**INSTRUCTIONS TO FOLLOW**:
Your task is to copy the listing exactly. Drop any pictures from the copy.

**DATA BLOCK**:
################

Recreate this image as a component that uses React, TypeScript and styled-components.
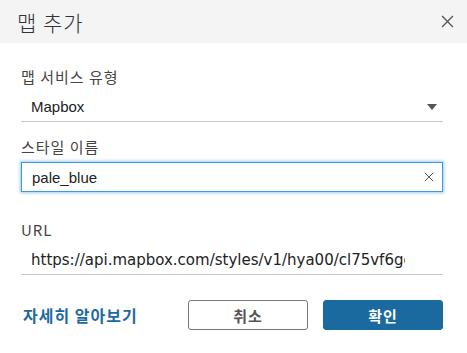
import React from "react";
import styled, { createGlobalStyle } from "styled-components";

const Global = createGlobalStyle`
  html, body { margin: 0; padding: 0; background: #fff; }
  body { font-family: "Liberation Sans", "Noto Sans CJK KR", Arial, sans-serif; }
`;

const Dialog = styled.div`
  width: 467px;
  height: 353px;
  background: #fff;
  display: flex;
  flex-direction: column;
`;

const Header = styled.div`
  height: 43px;
  background: #f4f4f4;
  display: flex;
  align-items: center;
  justify-content: space-between;
  padding: 0 12px 0 17px;
  box-sizing: border-box;
`;

const Title = styled.h1`
  margin: 0;
  font-family: "Noto Sans CJK KR", sans-serif;
  font-weight: 300;
  font-size: 21px;
  color: #333;
  letter-spacing: 1px;
`;

const CloseButton = styled.button`
  border: 0;
  background: none;
  padding: 0;
  width: 14px;
  height: 14px;
  display: flex;
  cursor: pointer;
`;

const Body = styled.div`
  padding: 25px 24px 0 21px;
  display: flex;
  flex-direction: column;
`;

const Field = styled.div<{ $gap?: number }>`
  display: flex;
  flex-direction: column;
  margin-bottom: ${(p) => p.$gap ?? 0}px;
`;

const Label = styled.label`
  font-family: "Noto Sans CJK KR", sans-serif;
  font-size: 15px;
  line-height: 18px;
  color: #444;
  letter-spacing: 1px;
  margin-bottom: 6px;
`;

const Underlined = styled.div`
  height: 29px;
  display: flex;
  align-items: center;
  justify-content: space-between;
  padding: 0 6px 0 10px;
  border-bottom: 1px solid #c8c8c8;
  font-size: 15px;
  color: #222;
`;

const InputBox = styled.div`
  height: 28px;
  display: flex;
  align-items: center;
  justify-content: space-between;
  padding: 0 8px 0 10px;
  border: 1px solid #3d9ae0;
  box-shadow: 0 0 3px 1px rgba(80, 160, 230, 0.55);
  font-size: 15px;
  color: #222;
`;

const Url = styled.span`
  font-family: "DejaVu Sans", sans-serif;
  font-size: 15px;
  color: #222;
  white-space: nowrap;
  overflow: hidden;
  width: 374px;
`;

const Footer = styled.div`
  display: flex;
  align-items: center;
  padding: 0 24px 0 23px;
  margin-top: 25px;
`;

const LearnMore = styled.a`
  font-family: "Noto Sans CJK KR", sans-serif;
  font-weight: 700;
  font-size: 16px;
  color: #1e6aa0;
  text-decoration: none;
  letter-spacing: 1px;
  margin-right: auto;
`;

const Button = styled.button<{ $primary?: boolean }>`
  width: 120px;
  height: 30px;
  box-sizing: border-box;
  border-radius: 3px;
  font-family: "Noto Sans CJK KR", sans-serif;
  font-weight: 700;
  font-size: 15px;
  letter-spacing: 1px;
  cursor: pointer;
  border: 1px solid ${(p) => (p.$primary ? "#1b6a9f" : "#777")};
  background: ${(p) => (p.$primary ? "#1b6a9f" : "#fff")};
  color: ${(p) => (p.$primary ? "#fff" : "#555")};
  & + & { margin-left: 15px; }
`;

const Cross = ({ size, color }: { size: number; color: string }) => (
  <svg width={size} height={size} viewBox="0 0 12 12">
    <path d="M1 1L11 11M11 1L1 11" stroke={color} strokeWidth="1.2" fill="none" />
  </svg>
);

export default function App() {
  return (
    <Dialog>
      <Global />
      <Header>
        <Title>맵 추가</Title>
        <CloseButton aria-label="닫기">
          <Cross size={13} color="#555" />
        </CloseButton>
      </Header>
      <Body>
        <Field $gap={16}>
          <Label>맵 서비스 유형</Label>
          <Underlined>
            <span style={{ fontWeight: 500 }}>Mapbox</span>
            <svg width="10" height="6" viewBox="0 0 10 6">
              <path d="M0 0H10L5 6Z" fill="#555" />
            </svg>
          </Underlined>
        </Field>
        <Field $gap={29}>
          <Label>스타일 이름</Label>
          <InputBox>
            <span>pale_blue</span>
            <Cross size={10} color="#555" />
          </InputBox>
        </Field>
        <Field>
          <Label>URL</Label>
          <Underlined>
            <Url>https://api.mapbox.com/styles/v1/hya00/cl75vf6gc</Url>
          </Underlined>
        </Field>
      </Body>
      <Footer>
        <LearnMore href="#">자세히 알아보기</LearnMore>
        <Button>취소</Button>
        <Button $primary>확인</Button>
      </Footer>
    </Dialog>
  );
}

################

**WRITTEN ANSWER**:
Recreate this image as a component that uses React, TypeScript and styled-components.
import React from "react";
import styled, { createGlobalStyle } from "styled-components";

const Global = createGlobalStyle`
  html, body { margin: 0; padding: 0; background: #fff; }
  body { font-family: "Liberation Sans", "Noto Sans CJK KR", Arial, sans-serif; }
`;

const Dialog = styled.div`
  width: 467px;
  height: 353px;
  background: #fff;
  display: flex;
  flex-direction: column;
`;

const Header = styled.div`
  height: 43px;
  background: #f4f4f4;
  display: flex;
  align-items: center;
  justify-content: space-between;
  padding: 0 12px 0 17px;
  box-sizing: border-box;
`;

const Title = styled.h1`
  margin: 0;
  font-family: "Noto Sans CJK KR", sans-serif;
  font-weight: 300;
  font-size: 21px;
  color: #333;
  letter-spacing: 1px;
`;

const CloseButton = styled.button`
  border: 0;
  background: none;
  padding: 0;
  width: 14px;
  height: 14px;
  display: flex;
  cursor: pointer;
`;

const Body = styled.div`
  padding: 25px 24px 0 21px;
  display: flex;
  flex-direction: column;
`;

const Field = styled.div<{ $gap?: number }>`
  display: flex;
  flex-direction: column;
  margin-bottom: ${(p) => p.$gap ?? 0}px;
`;

const Label = styled.label`
  font-family: "Noto Sans CJK KR", sans-serif;
  font-size: 15px;
  line-height: 18px;
  color: #444;
  letter-spacing: 1px;
  margin-bottom: 6px;
`;

const Underlined = styled.div`
  height: 29px;
  display: flex;
  align-items: center;
  justify-content: space-between;
  padding: 0 6px 0 10px;
  border-bottom: 1px solid #c8c8c8;
  font-size: 15px;
  color: #222;
`;

const InputBox = styled.div`
  height: 28px;
  display: flex;
  align-items: center;
  justify-content: space-between;
  padding: 0 8px 0 10px;
  border: 1px solid #3d9ae0;
  box-shadow: 0 0 3px 1px rgba(80, 160, 230, 0.55);
  font-size: 15px;
  color: #222;
`;

const Url = styled.span`
  font-family: "DejaVu Sans", sans-serif;
  font-size: 15px;
  color: #222;
  white-space: nowrap;
  overflow: hidden;
  width: 374px;
`;

const Footer = styled.div`
  display: flex;
  align-items: center;
  padding: 0 24px 0 23px;
  margin-top: 25px;
`;

const LearnMore = styled.a`
  font-family: "Noto Sans CJK KR", sans-serif;
  font-weight: 700;
  font-size: 16px;
  color: #1e6aa0;
  text-decoration: none;
  letter-spacing: 1px;
  margin-right: auto;
`;

const Button = styled.button<{ $primary?: boolean }>`
  width: 120px;
  height: 30px;
  box-sizing: border-box;
  border-radius: 3px;
  font-family: "Noto Sans CJK KR", sans-serif;
  font-weight: 700;
  font-size: 15px;
  letter-spacing: 1px;
  cursor: pointer;
  border: 1px solid ${(p) => (p.$primary ? "#1b6a9f" : "#777")};
  background: ${(p) => (p.$primary ? "#1b6a9f" : "#fff")};
  color: ${(p) => (p.$primary ? "#fff" : "#555")};
  & + & { margin-left: 15px; }
`;

const Cross = ({ size, color }: { size: number; color: string }) => (
  <svg width={size} height={size} viewBox="0 0 12 12">
    <path d="M1 1L11 11M11 1L1 11" stroke={color} strokeWidth="1.2" fill="none" />
  </svg>
);

export default function App() {
  return (
    <Dialog>
      <Global />
      <Header>
        <Title>맵 추가</Title>
        <CloseButton aria-label="닫기">
          <Cross size={13} color="#555" />
        </CloseButton>
      </Header>
      <Body>
        <Field $gap={16}>
          <Label>맵 서비스 유형</Label>
          <Underlined>
            <span style={{ fontWeight: 500 }}>Mapbox</span>
            <svg width="10" height="6" viewBox="0 0 10 6">
              <path d="M0 0H10L5 6Z" fill="#555" />
            </svg>
          </Underlined>
        </Field>
        <Field $gap={29}>
          <Label>스타일 이름</Label>
          <InputBox>
            <span>pale_blue</span>
            <Cross size={10} color="#555" />
          </InputBox>
        </Field>
        <Field>
          <Label>URL</Label>
          <Underlined>
            <Url>https://api.mapbox.com/styles/v1/hya00/cl75vf6gc</Url>
          </Underlined>
        </Field>
      </Body>
      <Footer>
        <LearnMore href="#">자세히 알아보기</LearnMore>
        <Button>취소</Button>
        <Button $primary>확인</Button>
      </Footer>
    </Dialog>
  );
}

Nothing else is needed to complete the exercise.